October 26, 2013
Dear Securities and Exchange Commission:
I am an investor in publicly traded companies through my retirement plan and personal savings. More importantly, I am a citizen of the United States, deeply troubled by the rapid increase in inequality in the last several decades and the slower economic growth that has resulted. When justice and growth both press in the same direction, no excuse remains for allowing the powerful to seize more than their fair share of the surplus our productive firms create.
I strongly support the SEC’s proposal requiring companies to disclose the CEO-to-median worker pay ratio, as required by the Dodd-Frank Wall Street Reform and Consumer Protection Act.
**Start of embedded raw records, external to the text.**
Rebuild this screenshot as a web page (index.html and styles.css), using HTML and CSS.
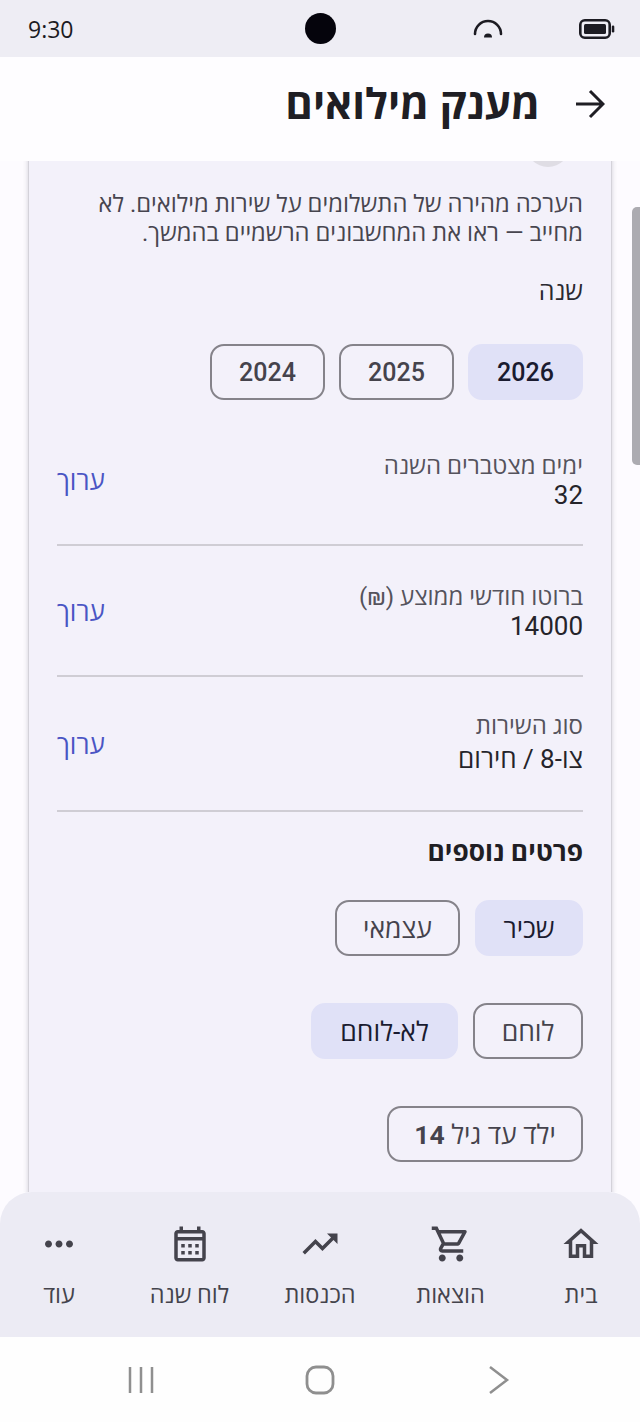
FILE: index.html
```html
<!DOCTYPE html>
<html lang="he" dir="rtl">
<head>
<meta charset="utf-8">
<title>מענק מילואים</title>
<link rel="stylesheet" href="styles.css">
</head>
<body>
<div class="status" dir="ltr">
  <span class="clock">9:30</span>
  <span class="camera"></span>
  <div class="status-icons">
    <svg class="ico-signal" viewBox="0 0 30 20"><path d="M2 15A13 13 0 0 1 28 15" fill="none" stroke="#1c1b22" stroke-width="2.600" stroke-linecap="round"/><path d="M11 18.500a4 4 0 0 1 8 0z" fill="#1c1b22"/></svg>
    <svg class="ico-battery" viewBox="0 0 36 20"><rect x="1.300" y="1.300" width="29.400" height="17.400" rx="4.500" fill="none" stroke="#1c1b22" stroke-width="2.600"/><rect x="5" y="5" width="22" height="10" rx="1.500" fill="#1c1b22"/><rect x="32.800" y="6.500" width="2.500" height="7" rx="1.200" fill="#1c1b22"/></svg>
  </div>
</div>
<header class="topbar">
  <svg class="back" viewBox="0 0 30 30"><path d="M1 15H28M15 2L28 15L15 28" fill="none" stroke="#1f1e24" stroke-width="3"/></svg>
  <h1>מענק מילואים</h1>
</header>
<main class="scroller">
  <section class="card">
    <span class="card-badge"></span>
    <p class="intro">הערכה מהירה של התשלומים על שירות מילואים. לא מחייב — ראו את המחשבונים הרשמיים בהמשך.</p>
    <div class="field-title">שנה</div>
    <div class="chips years">
      <button class="chip on">2026</button>
      <button class="chip">2025</button>
      <button class="chip">2024</button>
    </div>
    <div class="row first">
      <div><div class="label">ימים מצטברים השנה</div><div class="value">32</div></div>
      <a class="edit">ערוך</a>
    </div>
    <div class="row">
      <div><div class="label">ברוטו חודשי ממוצע (₪)</div><div class="value">14000</div></div>
      <a class="edit">ערוך</a>
    </div>
    <div class="row tall">
      <div><div class="label">סוג השירות</div><div class="value heb">צו-8 / חירום</div></div>
      <a class="edit">ערוך</a>
    </div>
    <h2 class="more">פרטים נוספים</h2>
    <div class="chips text-chips">
      <button class="chip w108 on">שכיר</button>
      <button class="chip w125">עצמאי</button>
    </div>
    <div class="chips text-chips">
      <button class="chip w110">לוחם</button>
      <button class="chip w147 on">לא-לוחם</button>
    </div>
    <div class="chips text-chips">
      <button class="chip w196">ילד עד גיל <b>14</b></button>
    </div>
  </section>
  <div class="scrollthumb"></div>
</main>
<nav class="tabs">
  <a class="tab"><svg viewBox="0 0 24 24"><path d="M12 5.690l5 4.500V18h-2v-6H9v6H7v-7.810l5-4.500M12 3L2 12h3v8h6v-6h2v6h6v-8h3L12 3z"/></svg><span>בית</span></a>
  <a class="tab"><svg viewBox="0 0 24 24"><path d="M15.550 13c.75 0 1.410-.41 1.750-1.030l3.580-6.490c.37-.66-.11-1.480-.87-1.480H5.210l-.94-2H1v2h2l3.600 7.590-1.350 2.440C4.520 15.370 5.480 17 7 17h12v-2H7l1.100-2h7.450zM6.160 6h12.150l-2.760 5H8.530L6.160 6zM7 18c-1.100 0-1.990.9-1.990 2S5.900 22 7 22s2-.9 2-2-.9-2-2-2zm10 0c-1.100 0-1.990.9-1.990 2s.89 2 1.990 2 2-.9 2-2-.9-2-2-2z"/></svg><span>הוצאות</span></a>
  <a class="tab"><svg viewBox="0 0 24 24"><path d="M16 6l2.290 2.290-4.880 4.880-4-4L2 16.590 3.410 18l6-6 4 4 6.300-6.290L22 12V6z"/></svg><span>הכנסות</span></a>
  <a class="tab"><svg viewBox="0 0 24 24"><path d="M19 4h-1V2h-2v2H8V2H6v2H5c-1.100 0-2 .9-2 2v14c0 1.100.9 2 2 2h14c1.100 0 2-.9 2-2V6c0-1.100-.9-2-2-2zm0 16H5V10h14v10zm0-12H5V6h14v2zM9 14H7v-2h2v2zm4 0h-2v-2h2v2zm4 0h-2v-2h2v2zm-8 4H7v-2h2v2zm4 0h-2v-2h2v2zm4 0h-2v-2h2v2z"/></svg><span>לוח שנה</span></a>
  <a class="tab"><svg viewBox="0 0 24 24"><path d="M6 10c-1.100 0-2 .9-2 2s.9 2 2 2 2-.9 2-2-.9-2-2-2zm12 0c-1.100 0-2 .9-2 2s.9 2 2 2 2-.9 2-2-.9-2-2-2zm-6 0c-1.100 0-2 .9-2 2s.9 2 2 2 2-.9 2-2-.9-2-2-2z"/></svg><span>עוד</span></a>
</nav>
<div class="sysbar" dir="ltr">
  <svg class="sys" viewBox="0 0 30 30"><path d="M5 2V28M16 2V28M27 2V28" fill="none" stroke="#8f8f8f" stroke-width="2.500"/></svg>
  <svg class="sys" viewBox="0 0 30 30"><rect x="2" y="2" width="26" height="26" rx="9" fill="none" stroke="#8f8f8f" stroke-width="2.800"/></svg>
  <svg class="sys" viewBox="0 0 30 30"><path d="M5 2L22 15L5 28" fill="none" stroke="#8f8f8f" stroke-width="2.500"/></svg>
</div>
</body>
</html>
```

FILE: styles.css
```css
* { box-sizing: border-box; }

html, body { margin: 0; height: 1422px; overflow: hidden; }

body {
  display: flex;
  flex-direction: column;
  background: #fdfbff;
  color: #1f1e24;
  font-family: Roboto, "Open Sans", "Noto Sans", "Liberation Sans", sans-serif;
}

/* Device status strip */
.status {
  height: 57px;
  flex: none;
  background: #eeedf4;
  display: grid;
  grid-template-columns: 1fr auto 1fr;
  align-items: center;
  padding: 0 25px 0 28px;
}
.clock { font-size: 23px; color: #1c1b22; font-family: "Open Sans", sans-serif; }
.camera { width: 31px; height: 31px; border-radius: 50%; background: #05040c; margin-right: 3px; }
.status-icons { display: flex; justify-content: flex-end; align-items: center; gap: 76px; }
.ico-signal { width: 30px; height: 20px; }
.ico-battery { width: 36px; height: 20px; }

/* App bar */
.topbar {
  height: 104px;
  flex: none;
  background: #fefdff;
  display: flex;
  align-items: center;
  padding: 0 35px 0 0;
  position: relative;
  z-index: 2;
}
.back { width: 30px; height: 30px; flex: none; margin-bottom: 10px; }
h1 { margin: 0 35px 0 0; font-size: 42px; font-weight: 700; line-height: 1; padding-bottom: 8px; }

/* Scrolling content */
.scroller { flex: 1; min-height: 0; overflow: hidden; position: relative; }
.card {
  margin: -40px 28px 0;
  padding: 0 28px 60px;
  background: #f3f1fa;
  border: 1px solid #d4d2da;
  box-shadow: 0 1px 5px rgba(60, 55, 80, .22);
}
.card-badge {
  display: block;
  width: 44px;
  height: 44px;
  margin: 1px 13px 0 0;
  border-radius: 50%;
  background: #dfdde4;
}
.intro { margin: 23px 0 0; font-size: 23.800px; line-height: 29px; color: #47454f; }
.field-title { margin-top: 28px; font-size: 25px; line-height: 32px; color: #2a2930; }

.chips { display: flex; gap: 14px; }
.years { margin-top: 36px; }
.chip {
  height: 56px;
  width: 115px;
  padding: 0;
  border: 2px solid #85838a;
  border-radius: 14px;
  background: transparent;
  color: #45434c;
  font: 500 25px Roboto, "Open Sans", sans-serif;
}
.chip.on { border-color: #e0e1f7; background: #e0e1f7; color: #1a1b30; }
.chip b { font-weight: 700; }

.row {
  display: flex;
  justify-content: space-between;
  align-items: center;
  border-bottom: 2px solid #cfcdd4;
  height: 131px;
  padding-top: 2px;
}
.row.first { margin-top: 15px; }
.row.tall { height: 135px; }
.label { font-size: 24px; line-height: 29px; color: #55535c; }
.value { font-size: 26px; line-height: 29px; color: #25242a; }
.value.heb { line-height: 37px; }
.edit { font-size: 26px; color: #4a55c4; margin-bottom: 2px; }

.more { margin: 24px 0 0; font-size: 26.300px; line-height: 32px; font-weight: 700; color: #1f1e24; }
.text-chips { margin-top: 47px; gap: 15px; }
.more + .text-chips { margin-top: 32px; }
.text-chips .chip { font-size: 26.500px; font-weight: 400; }
.w108 { width: 108px; }
.w125 { width: 125px; }
.w110 { width: 110px; }
.w147 { width: 147px; }
.w196 { width: 196px; }

.scrollthumb {
  position: absolute;
  top: 46px;
  left: 632px;
  width: 8px;
  height: 258px;
  border-radius: 5px 0 0 5px;
  background: #acabb1;
}

/* Bottom navigation */
.tabs {
  flex: none;
  height: 145px;
  position: relative;
  z-index: 3;
  padding-top: 31px;
  background: #ecebf4;
  border-radius: 32px 32px 0 0;
  display: grid;
  grid-template-columns: repeat(5, 118px);
  column-gap: 12.500px;
}
.tab { display: flex; flex-direction: column; align-items: center; gap: 16px; color: #44434c; }
.tab svg { width: 42px; height: 42px; fill: #44434c; }
.tab span { font-size: 23.500px; line-height: 28px; }

/* System navigation */
.sysbar {
  height: 85px;
  flex: none;
  background: #fefefe;
  display: grid;
  grid-template-columns: repeat(3, 30px);
  justify-content: center;
  column-gap: 150px;
  padding-top: 28px;
}
.sys { width: 30px; height: 30px; }
```
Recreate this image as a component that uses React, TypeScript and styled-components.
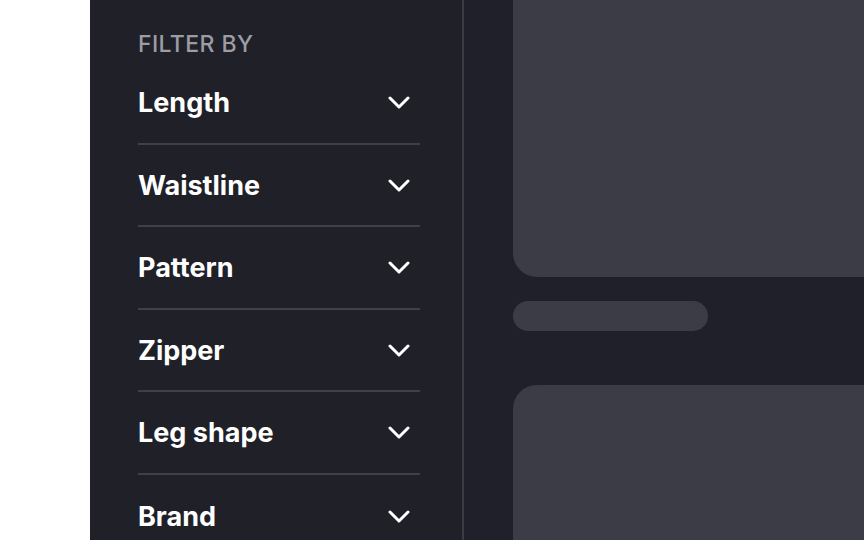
import React from "react";
import styled, { createGlobalStyle } from "styled-components";

const Global = createGlobalStyle`
  html, body { margin: 0; padding: 0; background: #ffffff; overflow: hidden; }
  body { font-family: Inter, "Noto Sans", sans-serif; }
`;

const Page = styled.div`
  display: flex;
  width: 864px;
  height: 540px;
  overflow: hidden;
  background: #ffffff;
`;

const Gutter = styled.div`
  width: 90px;
  flex: none;
`;

const Sidebar = styled.aside`
  width: 374px;
  flex: none;
  box-sizing: border-box;
  background: #202029;
  border-right: 2px solid #3c3c46;
  padding: 30px 42px 0 48px;
  display: flex;
  flex-direction: column;
  overflow: hidden;
`;

const Heading = styled.div`
  flex: none;
  color: #9c9ca5;
  font-size: 23px;
  font-weight: 500;
  line-height: 28px;
  letter-spacing: 0.4px;
  text-transform: uppercase;
  margin-bottom: 4px;
`;

const Item = styled.div<{ $last?: boolean }>`
  flex: none;
  height: 82.5px;
  box-sizing: border-box;
  display: flex;
  align-items: center;
  justify-content: space-between;
  border-bottom: ${(p) => (p.$last ? "none" : "2px solid #40404a")};
  padding-top: 1px;
`;

const Title = styled.span`
  color: #ffffff;
  font-size: 27px;
  font-weight: 700;
  letter-spacing: 0;
`;

const Chevron = styled.svg`
  width: 22px;
  height: 13px;
  margin-right: 10px;
  flex: none;
`;

const Main = styled.main`
  flex: 1;
  background: #20202a;
  padding-left: 49px;
  display: flex;
  flex-direction: column;
  overflow: hidden;
`;

const Card = styled.div<{ $top?: number }>`
  width: 420px;
  height: 320px;
  flex: none;
  margin-top: ${(p) => p.$top ?? 0}px;
  background: #3c3c46;
  border-radius: 24px;
`;

const Pill = styled.div`
  width: 195px;
  height: 30px;
  flex: none;
  margin: 24px 0 54px;
  background: #3c3c46;
  border-radius: 15px;
`;

const filters = ["Length", "Waistline", "Pattern", "Zipper", "Leg shape", "Brand"];

const ChevronIcon = () => (
  <Chevron viewBox="0 0 22 13" fill="none">
    <polyline
      points="2,2 11,11 20,2"
      stroke="#ffffff"
      strokeWidth="3"
      strokeLinecap="round"
      strokeLinejoin="round"
    />
  </Chevron>
);

export default function App() {
  return (
    <>
      <Global />
      <Page>
        <Gutter />
        <Sidebar>
          <Heading>Filter by</Heading>
          {filters.map((f, i) => (
            <Item key={f} $last={i === filters.length - 1}>
              <Title>{f}</Title>
              <ChevronIcon />
            </Item>
          ))}
        </Sidebar>
        <Main>
          <Card $top={-43} />
          <Pill />
          <Card />
        </Main>
      </Page>
    </>
  );
}
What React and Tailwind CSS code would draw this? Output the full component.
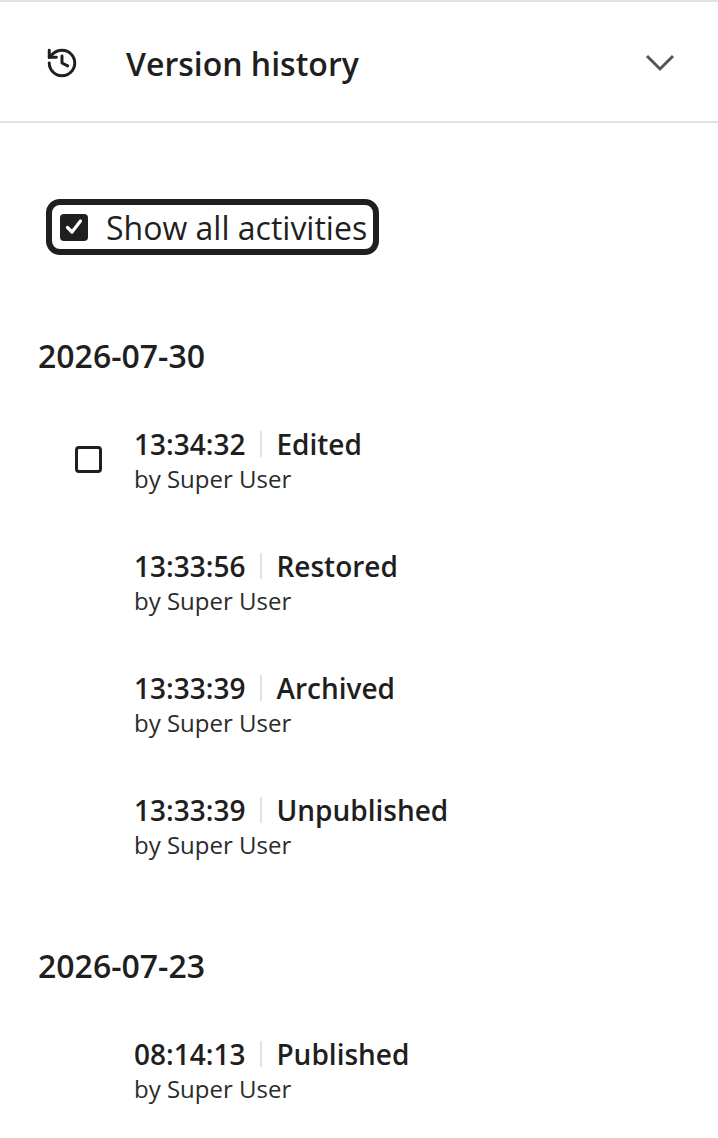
import { History } from "lucide-react";

function Row({ time, action, children }) {
  return (
    <div className="flex h-[122px] items-start">
      <div className="w-[96px] shrink-0 pl-[37px] pt-[18px]">{children}</div>
      <div>
        <div className="flex h-[32px] items-center text-[28px] font-semibold leading-[32px] text-[#1f1f1f]">
          <span>{time}</span>
          <span className="ml-[15px] mr-[14px] h-[26px] w-[2px] bg-[#e0e3e3]" />
          <span>{action}</span>
        </div>
        <div className="mt-[3px] text-[24px] leading-[32px] text-[#2b2b2b]">by Super User</div>
      </div>
    </div>
  );
}

function Group({ date, items, first }) {
  return (
    <section>
      <h3 className="pl-[38px] text-[32px] font-semibold leading-[40px] text-[#1f1f1f]">{date}</h3>
      <div className="mt-[52px] pl-[38px]">
        {items.map((item, i) => (
          <Row key={item.time + item.action} time={item.time} action={item.action}>
            {first && i === 0 ? <div className="h-[27px] w-[27px] rounded-[4px] border-[3px] border-[#1f1f1f]" /> : null}
          </Row>
        ))}
      </div>
    </section>
  );
}

export default function App() {
  return (
    <div className="min-h-[1138px] bg-white font-['Open_Sans',sans-serif]">
      <header className="flex h-[123px] items-center border-y-2 border-[#dfe3e3] pl-[45px] pr-[42px]">
        <History className="mt-[2px] h-[34px] w-[34px] text-[#1f1f1f]" strokeWidth={2.1} />
        <h2 className="ml-[47px] flex-1 pt-[4px] text-[32px] font-semibold text-[#1f1f1f]">Version history</h2>
        <svg width="32" height="20" viewBox="0 0 32 20" fill="none" className="text-[#555555]">
          <path d="M3 4 L16 17 L29 4" stroke="currentColor" strokeWidth="3" />
        </svg>
      </header>
      <div className="pl-[46px] pt-[76px]">
        <label className="inline-flex h-[56px] items-center gap-[18px] rounded-[14px] border-[6px] border-[#1f1f1f] pl-[8px] pr-[6px]">
          <span className="grid h-[27px] w-[28px] place-items-center rounded-[4px] bg-[#1f1f1f]">
            <svg width="20" height="20" viewBox="0 0 20 20" fill="none">
              <path d="M3.5 10.5 L8 15 L16.5 4" stroke="white" strokeWidth="3.2" strokeLinecap="round" strokeLinejoin="round" />
            </svg>
          </span>
          <span className="pt-[2px] text-[32px] leading-none text-[#1f1f1f]">Show all activities</span>
        </label>
      </div>
      <div className="mt-[81px]">
        <Group
          first
          date="2026-07-30"
          items={[
            { time: "13:34:32", action: "Edited" },
            { time: "13:33:56", action: "Restored" },
            { time: "13:33:39", action: "Archived" },
            { time: "13:33:39", action: "Unpublished" },
          ]}
        />
        <div className="mt-[30px]">
          <Group date="2026-07-23" items={[{ time: "08:14:13", action: "Published" }]} />
        </div>
      </div>
    </div>
  );
}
Pay ratio disclosure will help investors evaluate CEO pay levels when voting on executive compensation matters. The ratio of the CEO-to-worker pay is a valuable metric for investors, because it places CEO pay levels into a broader perspective.
High CEO-to-worker pay ratios have a negative impact on employee morale and productivity. Disclosure of the pay ratios will help the capital markets better allocate capital to those companies that invest in their workforces.
Moreover, high CEO pay makes CEOs far more likely to fail -- effective leaders must be able to empathize with their followers, and vast economic gaps hurt empathy.
Finally, the increasing exclusion of the middle class and ordinary employees from the benefits of productivity growth threaten our capitalist system. American capitalism depends on a broad middle class as its consumer base and to drive our politics. As the law and market increasingly redistribute income and wealth upwards, we are endangering the very mechanisms that produce that wealth in the first place.
The systemic health of the stock markets require that we prevent the CEO-finance alliance from grabbing so much of the corporate pie that they cause it to shrink away. Disclosure is an important first step.